Как я болел.
Болел я в целом не очень весело, что для меня не характерно.
Еще в прошлую субботу мне было относительно весело - несмотря на то, что под левой рукой, в районе дверцы, образовался здоровенный нарыв, который болел и мешал воспринимать мир как он есть. Мы сидели с Микроскопом на берегу залива и шутили: приду я к врачу, врач меня спросит:
- Ну, на что жалуетесь?
А я ему:
- Да так, знаете ли, хрень какая-то выскочила... так-то вроде ничего, только вот трансформироваться мешает...
- Э-э, батенька, а это вам к другому специалисту!!!

Веселье кончилось с утра в воскресенье. При попытке встать я чуть не потерял сознание; температура поднялась до 37'5. Руку было не опустить и толком не пошевелиться. Сгорела тренировка, причем лед. Я обиделся.

В понедельник вместо работы и он-лайн дневника я поперся к хирургу. Руку прижимал к стеклу, точно собирался отвесить поклон. Впрочем, уже было не до смеха. Очередь собралась колоритная: кто еле ходит, кто после операции, у кого рука забинтована, у кого нога. И тут появляюсь я - со своим космическим прыщом! Орбитальным абсцессом, блин.
Врач велел греть нарыв, дабы он созрел, наложил мазь и скомандовал "кругом!" - до среды.

Я грел, продолжая держать руку крючком. На квартиру неумолимо надвигался Призрак Великого Срача... А я ел, тренировал аккомпанементы к песням и рисовал. Это было все, что я мог себе позволить. Я сидел и увлеченно рисовал полупарализованного Сыщика. Сыщик получился офгенный. Видимо, я проникся.
Спать я не мог... Едва задремав, просыпался от боли.

Вторник прошел точно так же. Только теперь я рисовал изуродованного пьяного Циклона. Циклон тоже вышел хорош. Космический прыщ достиг в диаметре размеров пятака и где-то на сантиметр-полтора возвысился над поверхностью обшивки.

В ночь на среду я внезапно почувствовал, что МОГУ ОПУСТИТЬ РУКУ. Под повязкой хлюпало. Сомнений не оставалось: прыщу конец! Однако тут-то и началось самое интересное.

Где-то около часа я, как красна девица, провел перед зеркалом, выдавливая поверхностные, кхм, жидкости. Наконец дело дошло до стержня. Промучившись еще минут 15, я понял, что одному мне не справиться. Пришлось звать маму.
Моя мама - гистолог, всю жизнь проработала в НИИ, где резала крыс и ковырялась в их внутренностях. Ее трудно напугать каким-то там нарывом. Мама засучила рукава и сказала:
- Ну что? Не оставлять же его там. Будем давить!..

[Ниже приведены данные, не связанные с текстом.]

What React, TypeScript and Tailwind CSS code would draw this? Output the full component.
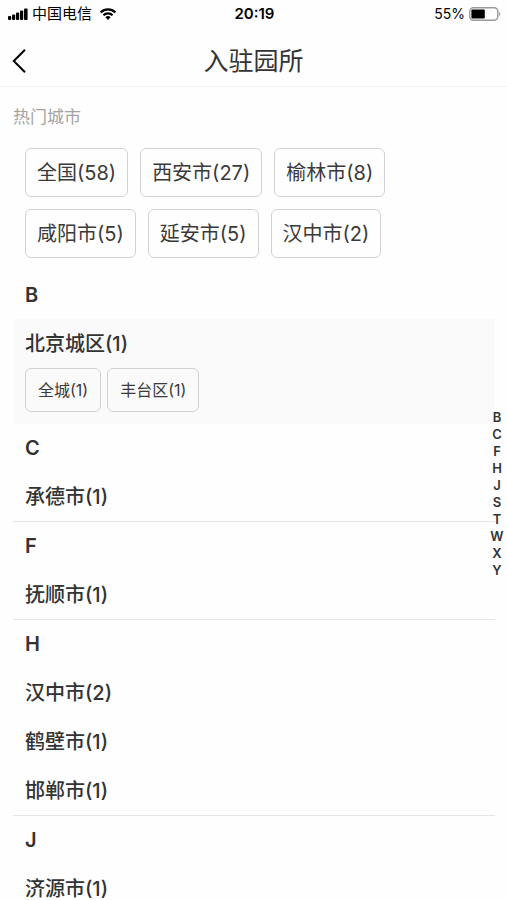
import clsx from "clsx";

type City = { name: string; count: number; areas?: City[] };

const HOT_CITIES: City[] = [
  { name: "全国", count: 58 },
  { name: "西安市", count: 27 },
  { name: "榆林市", count: 8 },
  { name: "咸阳市", count: 5 },
  { name: "延安市", count: 5 },
  { name: "汉中市", count: 2 },
];

const SECTIONS: { letter: string; cities: City[] }[] = [
  {
    letter: "B",
    cities: [
      {
        name: "北京城区",
        count: 1,
        areas: [
          { name: "全城", count: 1 },
          { name: "丰台区", count: 1 },
        ],
      },
    ],
  },
  { letter: "C", cities: [{ name: "承德市", count: 1 }] },
  { letter: "F", cities: [{ name: "抚顺市", count: 1 }] },
  {
    letter: "H",
    cities: [
      { name: "汉中市", count: 2 },
      { name: "鹤壁市", count: 1 },
      { name: "邯郸市", count: 1 },
    ],
  },
  { letter: "J", cities: [{ name: "济源市", count: 1 }] },
];

const LETTERS = ["B", "C", "F", "H", "J", "S", "T", "W", "X", "Y"];

const label = (city: City) => `${city.name}(${city.count})`;

const StatusBar = () => (
  <div className="grid h-7 grid-cols-3 items-center pl-2 pr-1.5 text-black">
    <div className="flex items-center">
      <svg className="h-3 w-5" viewBox="0 0 20 12" aria-hidden="true">
        <rect x="0" y="8" width="3.2" height="4" rx="1" />
        <rect x="4" y="6.5" width="3.2" height="5.5" rx="1" />
        <rect x="8" y="4.5" width="3.2" height="7.5" rx="1" />
        <rect x="12" y="2.5" width="3.2" height="9.5" rx="1" />
        <rect x="16" y="0.5" width="3.6" height="11.5" rx="1" />
      </svg>
      <span className="ml-1 text-[15px] leading-5">中国电信</span>
      <svg
        className="ml-2 h-3 w-4"
        viewBox="0 0 16 12"
        fill="none"
        stroke="currentColor"
        strokeWidth="2.2"
        aria-hidden="true"
      >
        <path d="M0.7 4.4a10.4 10.4 0 0 1 14.6 0" />
        <path d="M3.4 7.2a6.5 6.5 0 0 1 9.2 0" />
        <path d="M8 12L5.4 9.3a3.8 3.8 0 0 1 5.2 0z" fill="currentColor" stroke="none" />
      </svg>
    </div>
    <span className="text-center text-[15px] font-semibold leading-5">20:19</span>
    <div className="flex items-center justify-end gap-1">
      <span className="text-[14px] leading-5">55%</span>
      <svg className="h-3.5 w-8" viewBox="0 0 32 14" aria-hidden="true">
        <rect x="0.8" y="0.8" width="28" height="12.4" rx="3.6" fill="none" stroke="#999" strokeWidth="1.4" />
        <rect x="2.4" y="2.5" width="13.4" height="9" rx="1" />
        <path d="M30.2 4.8v4.4c1.6-.8 1.6-3.6 0-4.4z" fill="#999" />
      </svg>
    </div>
  </div>
);

const CityButton = ({ city, small }: { city: City; small?: boolean }) => (
  <button
    type="button"
    className={clsx(
      "rounded-md border border-[#d2d2d2] text-[#3a3a3a]",
      small ? "h-11 px-3 text-base" : "h-[49px] px-[11px] text-[20px]",
    )}
  >
    {label(city)}
  </button>
);

export default function App() {
  return (
    <div
      lang="zh-CN"
      className="flex h-dvh flex-col bg-[#fefefe] font-['Inter','Noto_Sans_CJK_SC',sans-serif] text-[#333]"
    >
      <StatusBar />
      <header className="grid h-[59px] shrink-0 grid-cols-[48px_1fr_48px] items-center border-b border-[#f3f3f3] pt-2">
        <button type="button" aria-label="返回" className="flex h-full items-center pl-3 text-black">
          <svg
            className="h-6 w-3.5"
            viewBox="0 0 14 24"
            fill="none"
            stroke="currentColor"
            strokeWidth="2"
            aria-hidden="true"
          >
            <path d="M13 0.8L1.8 12L13 23.2" />
          </svg>
        </button>
        <h1 className="text-center text-[25px] leading-9">入驻园所</h1>
      </header>

      <div className="relative min-h-0 flex-1">
        <main className="h-full overflow-y-auto pl-[13px] pr-3 [scrollbar-width:none]">
          <h2 className="flex h-[61px] items-center text-[17px] text-[#a3a3a3]">热门城市</h2>
          <div className="flex flex-wrap gap-3 pb-[13px] pl-3 pr-16">
            {HOT_CITIES.map((city) => (
              <CityButton key={city.name} city={city} />
            ))}
          </div>

          {SECTIONS.map(({ letter, cities }) => (
            <section
              key={letter}
              id={letter}
              className={clsx(!cities[0].areas && "border-b border-[#e6e6e6]")}
            >
              <h3 className="flex h-12 items-center pl-3 text-[20px] font-semibold">{letter}</h3>
              {cities.map((city) => (
                <div key={city.name} className={clsx("pl-3", city.areas && "bg-[#fafafa] pb-3")}>
                  <button type="button" className="flex h-[49px] w-full items-center text-[20px] font-medium">
                    {label(city)}
                  </button>
                  {city.areas && (
                    <div className="flex gap-1.5">
                      {city.areas.map((area) => (
                        <CityButton key={area.name} city={area} small />
                      ))}
                    </div>
                  )}
                </div>
              ))}
            </section>
          ))}
        </main>

        <nav
          aria-label="字母索引"
          className="absolute right-0 top-1/2 flex w-5 -translate-y-1/2 flex-col text-center text-[13px] font-semibold leading-[17px]"
        >
          {LETTERS.map((letter) => (
            <a key={letter} href={`#${letter}`}>
              {letter}
            </a>
          ))}
        </nav>
      </div>
    </div>
  );
}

В общем, не к чести моей будь сказано, но орал я достаточно громко. Нарыв еще не созрел, и тот самый "красный пятак" был совершенно твердым, больно было даже прикасаться. Давили меня трижды: вышли два куска стержня, по 3-4 мм длиной, около 2х в диаметре. На горизонте нарисовалась бабушка, но, вглядевшись в выражение маминого лица, ретировалась в свою комнату. Чтоб заодно тоже что-нибудь не выдавили.

Третья попытка ничего не дала. Стержень хорошо просматривался через отверстие, но не выходил. Тут я сказал: ХВАТИТ! Мама предложила: а может, попробовать его оттуда... пинцетом?

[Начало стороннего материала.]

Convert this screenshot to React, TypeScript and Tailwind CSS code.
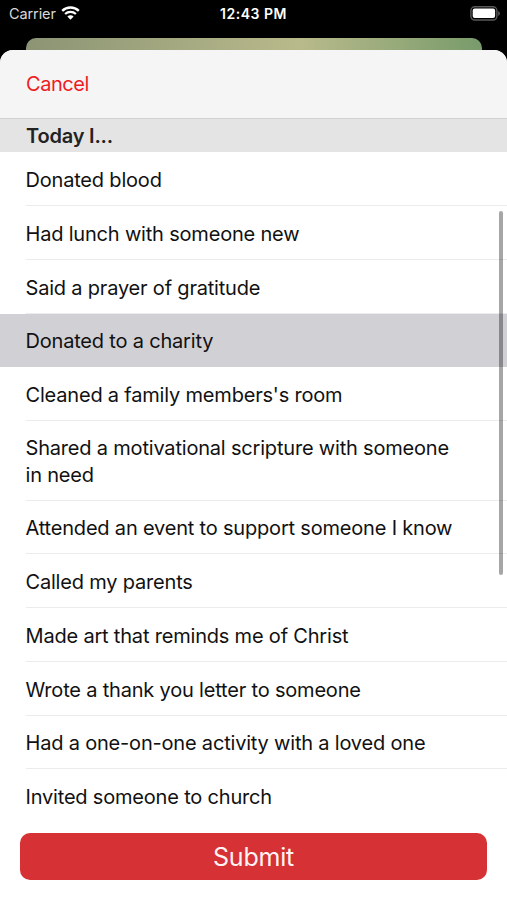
import React from 'react';

const items = [
  { label: 'Donated blood' },
  { label: 'Had lunch with someone new' },
  { label: 'Said a prayer of gratitude' },
  { label: 'Donated to a charity', selected: true },
  { label: "Cleaned a family members's room" },
  { label: 'Shared a motivational scripture with someone in need', tall: true },
  { label: 'Attended an event to support someone I know' },
  { label: 'Called my parents' },
  { label: 'Made art that reminds me of Christ' },
  { label: 'Wrote a thank you letter to someone' },
  { label: 'Had a one-on-one activity with a loved one' },
  { label: 'Invited someone to church', last: true },
];

function WifiIcon() {
  return (
    <svg className="ml-[5px] -mt-px w-[19px] h-[14px]" viewBox="0 0 19 14" fill="none">
      <path d="M1.2 4.9a12 12 0 0 1 16.6 0" stroke="#fff" strokeWidth="2.4" />
      <path d="M4.1 8a7.8 7.8 0 0 1 10.8 0" stroke="#fff" strokeWidth="2.3" />
      <path d="M9.5 13.8 6.4 10.6a4.4 4.4 0 0 1 6.2 0Z" fill="#fff" />
    </svg>
  );
}

function BatteryIcon() {
  return (
    <svg className="w-[31px] h-[15px]" viewBox="0 0 31 15">
      <rect x="0.9" y="0.8" width="26" height="13.2" rx="3.8" fill="none" stroke="#59595b" strokeWidth="1.4" />
      <rect x="2.7" y="2.6" width="22.4" height="9.5" rx="2" fill="#fff" />
      <path d="M28.2 5c1.1.5 1.7 1.4 1.7 2.4s-.6 1.9-1.7 2.4Z" fill="#59595b" />
    </svg>
  );
}

function StatusBar() {
  return (
    <div className="h-[38px] grid grid-cols-3 items-start pt-[4px] text-white">
      <div className="flex items-center h-[19px] pl-[9px] text-[14.5px] tracking-[-0.1px] text-[#d8d8d8]">
        <span>Carrier</span>
        <WifiIcon />
      </div>
      <div className="h-[20px] leading-[20px] text-center text-[14px] font-semibold tracking-[0.5px]">
        12:43 PM
      </div>
      <div className="flex justify-end pt-[2px] pr-[6px]">
        <BatteryIcon />
      </div>
    </div>
  );
}

export default function App() {
  return (
    <div className="relative w-[507px] h-[900px] overflow-hidden bg-black font-['Inter',sans-serif]">
      <StatusBar />

      {/* Edge of the screen behind the sheet */}
      <div className="ml-[26px] mr-[25px] h-[12px] rounded-t-[10px] bg-linear-to-r from-[#8b9474] via-[#b9ba8b] via-60% to-[#789b6b]"></div>

      {/* Sheet */}
      <div className="h-[850px] flex flex-col rounded-t-[13px] bg-white overflow-hidden">
        <div className="shrink-0 h-[68.5px] flex items-center pl-[26px] bg-[#f5f5f5] border-b border-[#d2d2d2]">
          <button className="text-[20px] leading-[26px] tracking-[-0.45px] text-[#ee1c22]">Cancel</button>
        </div>
        <div className="shrink-0 h-[33.9px] flex items-center pl-[26px] pt-[2px] bg-[#e4e4e4] text-[20px] font-semibold tracking-[-0.2px] text-[#222]">
          Today I...
        </div>

        <ul className="text-[20px] leading-[26.5px] tracking-[-0.19px] text-[#111]">
          {items.map((item) => (
            <li
              key={item.label}
              className={`pl-[25.5px] ${item.tall ? 'h-[79.6px]' : 'h-[53.75px]'} ${item.selected ? 'bg-[#d1d0d5]' : ''}`}
            >
              <div
                className={`h-full flex items-center pt-[3px] pr-[50px] border-b ${item.last || item.selected ? 'border-transparent' : 'border-[#ececec]'}`}
              >
                {item.label}
              </div>
            </li>
          ))}
        </ul>

        <button className="shrink-0 mt-[9.3px] mx-[20px] h-[47.5px] pt-[2px] rounded-[10px] bg-[#d63134] text-[25px] tracking-[-0.2px] text-[#fff3f3]">
          Submit
        </button>
      </div>

      {/* Scroll indicator */}
      <div className="absolute right-[4px] top-[211px] w-[4px] h-[364px] rounded-full bg-black/35"></div>
    </div>
  );
}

...Как метко выразился впоследствии Н. В. - "Дедушка Мюллер плакал бы благодарными слезами! Какие душевные продолжатели дела гестапо!"...

...я вздохнул и сказал:
- Тащи пинцет...
Ну, я не буду тут подробно рассказывать, как ковырялся пинцетом в ранке и как в самом деле вытащил самую крупную часть стержня - все-таки читатели в большинстве своем создания нежные...

В эту ночь я заснул. Это был рай. Наутро (утро наступило в 2 часа дня) я бодро трансформировался и поехал к хирургу. Где доложил: так, мол, и так, нарыв вскрылся, стержень выдавили. Врач посмотрела на меня снизу вверх, как сурдопереводчик на диктора в картине "Ширли-Мырли", и спросила:

- ЗАЧЕМ?!. Не надо было его давить! Вы же ткани травмируете!


АААААААААААААААА!!!

...Однако - если б не мама с ее слегка гестаповскими методами, у меня не было бы элементарной физической возможности подготовиться к Пасхе. А так - слава Богу! Всё успели. А от фурункула осталась только небольшая дырочка.

Кстати, помнится, я писал, что дал слово с понедельника до воскресенья не слушать музыку - ни в каком виде. Я же не думал, что всю неделю придется отсидеть дома! Такое мне не снилось даже в кошмарных снах!

Но свое слово я сдержал. И это - самое главное.